[BEGIN]

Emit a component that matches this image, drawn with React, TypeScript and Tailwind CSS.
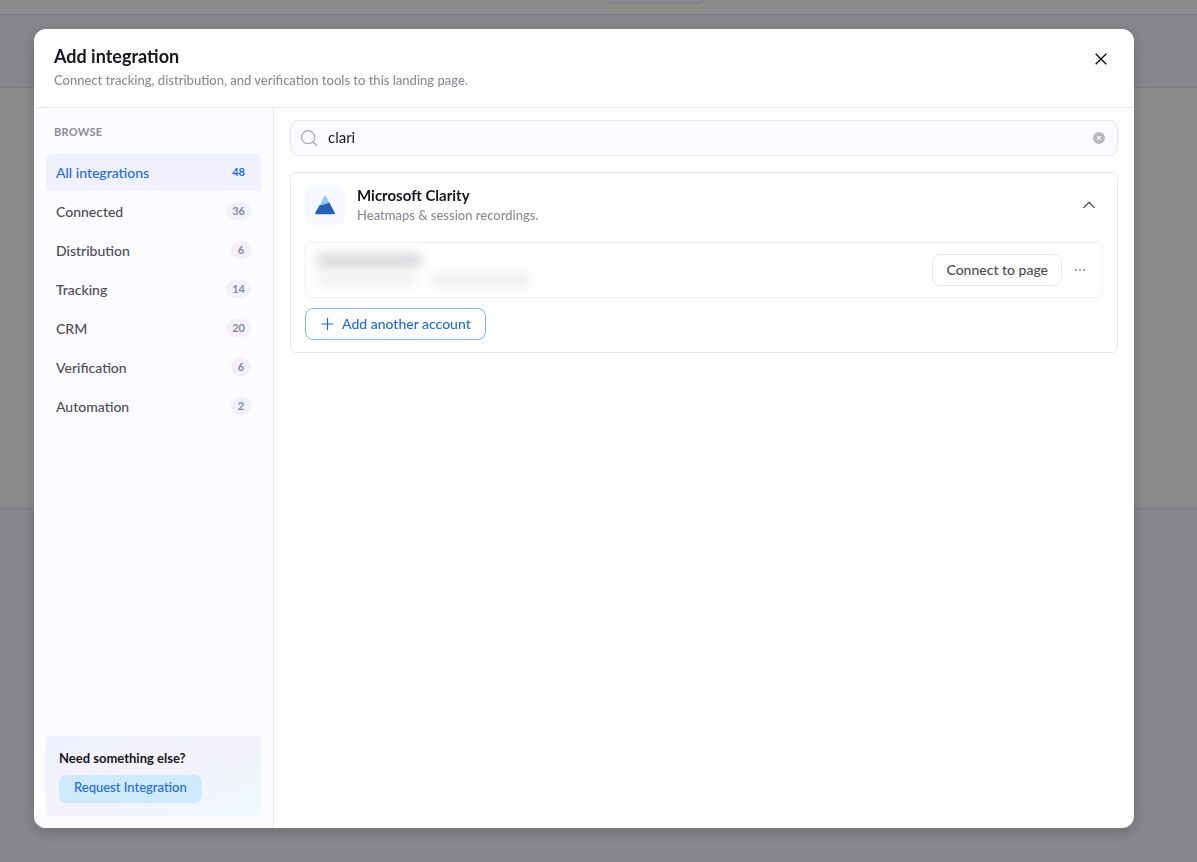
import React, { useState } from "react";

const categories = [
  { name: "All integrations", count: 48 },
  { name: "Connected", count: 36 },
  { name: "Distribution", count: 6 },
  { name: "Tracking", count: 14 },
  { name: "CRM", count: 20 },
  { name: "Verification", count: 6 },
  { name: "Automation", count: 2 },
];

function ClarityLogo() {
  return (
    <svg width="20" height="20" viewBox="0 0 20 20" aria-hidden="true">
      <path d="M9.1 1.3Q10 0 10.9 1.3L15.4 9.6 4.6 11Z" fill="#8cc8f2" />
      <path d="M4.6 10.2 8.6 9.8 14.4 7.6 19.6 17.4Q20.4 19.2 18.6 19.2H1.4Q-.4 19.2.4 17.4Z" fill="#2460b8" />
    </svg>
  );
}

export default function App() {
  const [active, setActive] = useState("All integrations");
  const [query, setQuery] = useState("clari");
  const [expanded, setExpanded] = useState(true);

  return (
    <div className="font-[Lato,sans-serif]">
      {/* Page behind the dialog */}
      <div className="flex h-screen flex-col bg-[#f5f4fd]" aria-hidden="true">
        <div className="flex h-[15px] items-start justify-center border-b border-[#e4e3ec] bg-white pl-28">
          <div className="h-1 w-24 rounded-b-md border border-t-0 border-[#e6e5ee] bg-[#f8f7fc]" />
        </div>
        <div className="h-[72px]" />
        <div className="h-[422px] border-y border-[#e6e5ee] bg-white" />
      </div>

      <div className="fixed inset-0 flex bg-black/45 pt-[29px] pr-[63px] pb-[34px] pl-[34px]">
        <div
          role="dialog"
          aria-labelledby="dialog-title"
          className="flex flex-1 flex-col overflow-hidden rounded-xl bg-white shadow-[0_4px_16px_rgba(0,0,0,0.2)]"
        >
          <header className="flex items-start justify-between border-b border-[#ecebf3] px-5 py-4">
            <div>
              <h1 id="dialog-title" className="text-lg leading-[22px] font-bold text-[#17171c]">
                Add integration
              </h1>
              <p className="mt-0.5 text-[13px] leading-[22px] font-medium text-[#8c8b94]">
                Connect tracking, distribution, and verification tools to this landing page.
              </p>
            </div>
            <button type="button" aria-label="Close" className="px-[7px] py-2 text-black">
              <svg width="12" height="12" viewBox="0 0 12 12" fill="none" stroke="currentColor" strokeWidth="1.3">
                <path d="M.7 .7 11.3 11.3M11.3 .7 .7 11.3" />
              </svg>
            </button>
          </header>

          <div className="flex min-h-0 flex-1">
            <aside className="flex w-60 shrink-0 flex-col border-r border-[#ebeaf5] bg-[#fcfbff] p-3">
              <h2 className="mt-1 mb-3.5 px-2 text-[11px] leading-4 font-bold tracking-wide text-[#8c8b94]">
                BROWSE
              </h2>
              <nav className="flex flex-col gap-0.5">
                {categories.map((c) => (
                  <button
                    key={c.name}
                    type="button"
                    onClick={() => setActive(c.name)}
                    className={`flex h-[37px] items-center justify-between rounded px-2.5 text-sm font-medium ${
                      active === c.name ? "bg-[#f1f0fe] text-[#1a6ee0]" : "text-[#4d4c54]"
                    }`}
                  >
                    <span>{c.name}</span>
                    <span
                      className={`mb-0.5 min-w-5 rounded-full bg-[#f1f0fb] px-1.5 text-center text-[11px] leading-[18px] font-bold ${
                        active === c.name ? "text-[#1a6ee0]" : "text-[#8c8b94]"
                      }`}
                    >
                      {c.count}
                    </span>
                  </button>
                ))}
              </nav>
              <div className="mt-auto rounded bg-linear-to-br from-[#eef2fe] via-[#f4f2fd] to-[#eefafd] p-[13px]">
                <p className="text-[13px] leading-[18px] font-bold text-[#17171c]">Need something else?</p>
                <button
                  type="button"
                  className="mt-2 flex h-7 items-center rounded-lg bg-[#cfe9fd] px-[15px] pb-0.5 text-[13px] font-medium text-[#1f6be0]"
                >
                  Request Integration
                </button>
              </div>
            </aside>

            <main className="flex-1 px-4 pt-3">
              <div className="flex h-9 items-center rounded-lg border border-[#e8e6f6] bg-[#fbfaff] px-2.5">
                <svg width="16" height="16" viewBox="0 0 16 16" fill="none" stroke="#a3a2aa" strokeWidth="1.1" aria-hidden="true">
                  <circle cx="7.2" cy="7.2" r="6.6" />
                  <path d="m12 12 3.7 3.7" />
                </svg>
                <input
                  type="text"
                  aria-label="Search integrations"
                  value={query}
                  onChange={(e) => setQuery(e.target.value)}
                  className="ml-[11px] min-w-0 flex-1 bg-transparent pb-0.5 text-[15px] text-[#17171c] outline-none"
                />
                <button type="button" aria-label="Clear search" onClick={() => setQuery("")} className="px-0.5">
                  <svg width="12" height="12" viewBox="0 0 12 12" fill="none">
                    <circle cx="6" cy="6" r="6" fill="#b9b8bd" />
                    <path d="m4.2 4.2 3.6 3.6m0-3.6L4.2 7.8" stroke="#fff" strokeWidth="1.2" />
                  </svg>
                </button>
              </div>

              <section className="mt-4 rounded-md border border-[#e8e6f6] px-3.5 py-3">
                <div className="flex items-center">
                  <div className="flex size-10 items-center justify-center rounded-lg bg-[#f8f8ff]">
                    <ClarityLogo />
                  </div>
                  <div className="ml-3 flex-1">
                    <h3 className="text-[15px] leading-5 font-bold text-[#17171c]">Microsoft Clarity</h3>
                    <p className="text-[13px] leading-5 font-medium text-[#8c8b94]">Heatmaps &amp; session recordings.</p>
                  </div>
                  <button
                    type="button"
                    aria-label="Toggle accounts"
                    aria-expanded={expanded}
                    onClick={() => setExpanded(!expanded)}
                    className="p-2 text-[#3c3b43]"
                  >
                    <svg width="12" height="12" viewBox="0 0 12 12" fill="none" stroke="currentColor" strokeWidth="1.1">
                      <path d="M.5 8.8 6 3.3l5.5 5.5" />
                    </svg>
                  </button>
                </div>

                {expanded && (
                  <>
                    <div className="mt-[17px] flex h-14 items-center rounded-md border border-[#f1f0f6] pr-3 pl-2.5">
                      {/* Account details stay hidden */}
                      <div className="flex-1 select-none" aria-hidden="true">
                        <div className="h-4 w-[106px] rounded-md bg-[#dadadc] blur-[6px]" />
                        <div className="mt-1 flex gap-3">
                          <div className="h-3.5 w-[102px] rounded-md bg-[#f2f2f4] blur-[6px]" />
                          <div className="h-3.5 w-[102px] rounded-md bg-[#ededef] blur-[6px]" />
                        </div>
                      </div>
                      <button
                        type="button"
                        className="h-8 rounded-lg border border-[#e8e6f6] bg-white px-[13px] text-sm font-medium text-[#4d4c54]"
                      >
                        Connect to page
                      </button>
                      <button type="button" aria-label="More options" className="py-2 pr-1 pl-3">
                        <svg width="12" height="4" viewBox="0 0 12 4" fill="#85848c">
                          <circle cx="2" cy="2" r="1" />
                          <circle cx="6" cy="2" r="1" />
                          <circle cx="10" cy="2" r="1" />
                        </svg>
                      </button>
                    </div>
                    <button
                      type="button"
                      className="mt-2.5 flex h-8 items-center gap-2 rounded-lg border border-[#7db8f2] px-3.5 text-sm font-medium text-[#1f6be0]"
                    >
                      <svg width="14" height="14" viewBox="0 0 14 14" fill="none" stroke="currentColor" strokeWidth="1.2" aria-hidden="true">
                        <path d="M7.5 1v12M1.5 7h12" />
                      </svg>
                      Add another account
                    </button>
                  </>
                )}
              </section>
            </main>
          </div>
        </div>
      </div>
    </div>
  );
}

[END]

Every line above that contains the word "this" should be reported.

→ Task solution:
Emit a component that matches this image, drawn with React, TypeScript and Tailwind CSS.
                Connect tracking, distribution, and verification tools to this landing page.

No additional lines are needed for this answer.